The 78-year-old, whose international career was abruptly cut short by an on-field skull injury, said such instructions were never given by captains during his playing days.

"During our days, we hoped the wicket would turn. But we never instructed the curator to prepare a particular type of wicket. This is all I will say on this," Contractor told IANS.

Dhoni's demand for dust bowls has led to a controversy with the Cricket Association of Bengal (CAB) curator Prabir Mukherjee calling it "immoral and illogical" and at one point threatening to quit his job of preparing the Eden Garden track here for the Dec 5-9 India-England Test. However, later on CAB president Jagmohan Dalmiya persuaded him to continue.

In the second Test of the series at Mumbai's Wankhede Stadium, the Indians were given a turner but the home team failed to come good on it. In contrast, the English slow bowlers excelled, resulting in a thumping 10-wicket triumph for the visitors.

"We could never even think of making such demands," said Contractor.

The 78-year-old Contractor and former England skipper Ted Dexter, the oldest surviving former captains of their sides, have been invited by the CAB as part of its commemoration of 80 years of India as a Test playing nation and India-England Test cricket history.

The duo will be felicitated at the Eden Gardens here Dec 4, before being taken round the park in golf carts on the opening day of the coming Test match.

England had hosted India in 1932 after the, then, British colony got Test status. The Douglas Jardine-led English team paid the return visit in 1933-34.

"I have lot of pleasant memories of Eden Gardens. Though the structure was very old, Eden was one of the best grounds in the world then. And I think it is still now, despite the reduction in the spectator capacity," said the former left-hand bat who played half a dozen Test matches at the Eden between 1955 and 1962.

He fondly remembered the 187-run win over England here under his captaincy in the fourth Test of the 1961-62 series. Incidentally, Dexter led the Englishmen.

"This is history. So many years have passed. But I still remember every minute of it. It was a great match. Our spinners (Salim Durrani and Chandu Borde) bowled well. And we went on to win the next Test also in Chennai. That was our first ever series win against England," Contractor said.

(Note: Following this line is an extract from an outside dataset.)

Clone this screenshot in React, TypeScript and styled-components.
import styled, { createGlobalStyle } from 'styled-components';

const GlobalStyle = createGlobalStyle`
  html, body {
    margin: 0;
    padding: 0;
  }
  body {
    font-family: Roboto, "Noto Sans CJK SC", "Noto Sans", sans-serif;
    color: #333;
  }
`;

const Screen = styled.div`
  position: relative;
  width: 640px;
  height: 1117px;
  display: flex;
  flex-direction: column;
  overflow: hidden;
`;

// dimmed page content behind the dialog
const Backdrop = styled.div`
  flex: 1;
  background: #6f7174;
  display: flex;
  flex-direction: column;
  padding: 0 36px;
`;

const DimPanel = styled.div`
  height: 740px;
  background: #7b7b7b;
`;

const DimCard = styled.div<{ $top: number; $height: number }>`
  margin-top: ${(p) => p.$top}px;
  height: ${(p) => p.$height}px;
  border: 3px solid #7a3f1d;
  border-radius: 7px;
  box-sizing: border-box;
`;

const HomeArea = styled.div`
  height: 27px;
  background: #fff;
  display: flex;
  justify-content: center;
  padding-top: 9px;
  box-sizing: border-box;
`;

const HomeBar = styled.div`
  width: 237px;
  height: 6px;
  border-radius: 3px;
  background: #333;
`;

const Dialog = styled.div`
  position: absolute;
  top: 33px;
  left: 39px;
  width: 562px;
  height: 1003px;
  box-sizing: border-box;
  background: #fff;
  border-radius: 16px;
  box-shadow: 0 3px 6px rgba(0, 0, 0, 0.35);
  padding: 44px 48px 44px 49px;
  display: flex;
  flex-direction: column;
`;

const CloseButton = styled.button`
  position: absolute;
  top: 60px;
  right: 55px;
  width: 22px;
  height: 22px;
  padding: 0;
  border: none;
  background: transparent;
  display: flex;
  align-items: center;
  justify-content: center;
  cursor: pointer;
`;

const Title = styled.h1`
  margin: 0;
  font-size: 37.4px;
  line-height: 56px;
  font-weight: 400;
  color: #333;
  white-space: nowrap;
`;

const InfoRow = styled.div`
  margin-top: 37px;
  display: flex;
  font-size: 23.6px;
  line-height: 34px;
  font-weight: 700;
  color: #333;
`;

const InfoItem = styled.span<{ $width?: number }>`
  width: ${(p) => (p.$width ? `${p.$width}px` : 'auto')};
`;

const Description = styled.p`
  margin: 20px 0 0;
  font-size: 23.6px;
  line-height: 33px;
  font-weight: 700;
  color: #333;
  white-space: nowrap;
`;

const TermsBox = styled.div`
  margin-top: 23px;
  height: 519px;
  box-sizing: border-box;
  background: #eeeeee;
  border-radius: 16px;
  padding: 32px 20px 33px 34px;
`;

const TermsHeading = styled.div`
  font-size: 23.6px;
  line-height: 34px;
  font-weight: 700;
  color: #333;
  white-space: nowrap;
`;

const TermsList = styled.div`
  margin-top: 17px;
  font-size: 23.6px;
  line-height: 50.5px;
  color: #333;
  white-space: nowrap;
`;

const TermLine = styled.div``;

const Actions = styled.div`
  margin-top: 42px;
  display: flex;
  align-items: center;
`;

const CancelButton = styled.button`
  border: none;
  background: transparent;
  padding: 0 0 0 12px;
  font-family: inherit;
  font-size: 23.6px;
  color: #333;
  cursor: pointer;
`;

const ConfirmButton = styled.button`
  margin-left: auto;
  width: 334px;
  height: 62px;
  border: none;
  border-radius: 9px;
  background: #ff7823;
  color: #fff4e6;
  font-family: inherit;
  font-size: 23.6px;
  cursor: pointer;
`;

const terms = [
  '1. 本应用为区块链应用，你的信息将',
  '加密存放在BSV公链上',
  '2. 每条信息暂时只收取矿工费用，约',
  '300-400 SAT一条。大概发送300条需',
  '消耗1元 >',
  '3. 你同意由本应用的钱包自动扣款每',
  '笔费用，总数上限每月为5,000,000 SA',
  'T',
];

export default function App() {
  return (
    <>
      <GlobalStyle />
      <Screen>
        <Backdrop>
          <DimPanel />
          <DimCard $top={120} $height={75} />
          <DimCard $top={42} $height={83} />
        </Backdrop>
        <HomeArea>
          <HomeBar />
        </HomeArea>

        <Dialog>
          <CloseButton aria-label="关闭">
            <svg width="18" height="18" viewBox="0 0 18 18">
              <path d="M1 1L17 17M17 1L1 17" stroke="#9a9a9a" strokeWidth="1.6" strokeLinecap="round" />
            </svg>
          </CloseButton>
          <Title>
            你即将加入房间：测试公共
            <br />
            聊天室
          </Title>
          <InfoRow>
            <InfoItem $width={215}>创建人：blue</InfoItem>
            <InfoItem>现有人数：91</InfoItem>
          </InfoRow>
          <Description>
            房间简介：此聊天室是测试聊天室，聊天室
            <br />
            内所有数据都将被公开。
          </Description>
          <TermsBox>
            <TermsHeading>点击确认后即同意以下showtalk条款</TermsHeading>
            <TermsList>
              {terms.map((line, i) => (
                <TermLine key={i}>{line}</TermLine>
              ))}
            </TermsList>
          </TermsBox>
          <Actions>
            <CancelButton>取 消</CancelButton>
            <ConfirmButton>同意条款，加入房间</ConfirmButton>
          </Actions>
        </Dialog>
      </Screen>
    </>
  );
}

Contractor, whose highest at the Eden is 61, said he has no regret for failing to get a hundred on the iconic ground.

"In cricket, you don't brood over your personal failures. You rejoice at the team's successes. Whether you contribute to your team that only matters."

Referring to the 61 he scored on the ground in 1955 in the fourth Test against the visiting New Zealand side, contractor said: "It was scored in difficult circumstances. We had fallen over 200 (204) runs short after the first innings and needed to save the match."

Contractor had made his debut in the second match of the same series.

Only two months after the Eden win over Dexter's side, Contractor had a near-fatal head injury negotiating a Charlie Griffith delivery in a colony game against Barbados in the West Indies.

Unconscious for six days, that was the last time he played for India.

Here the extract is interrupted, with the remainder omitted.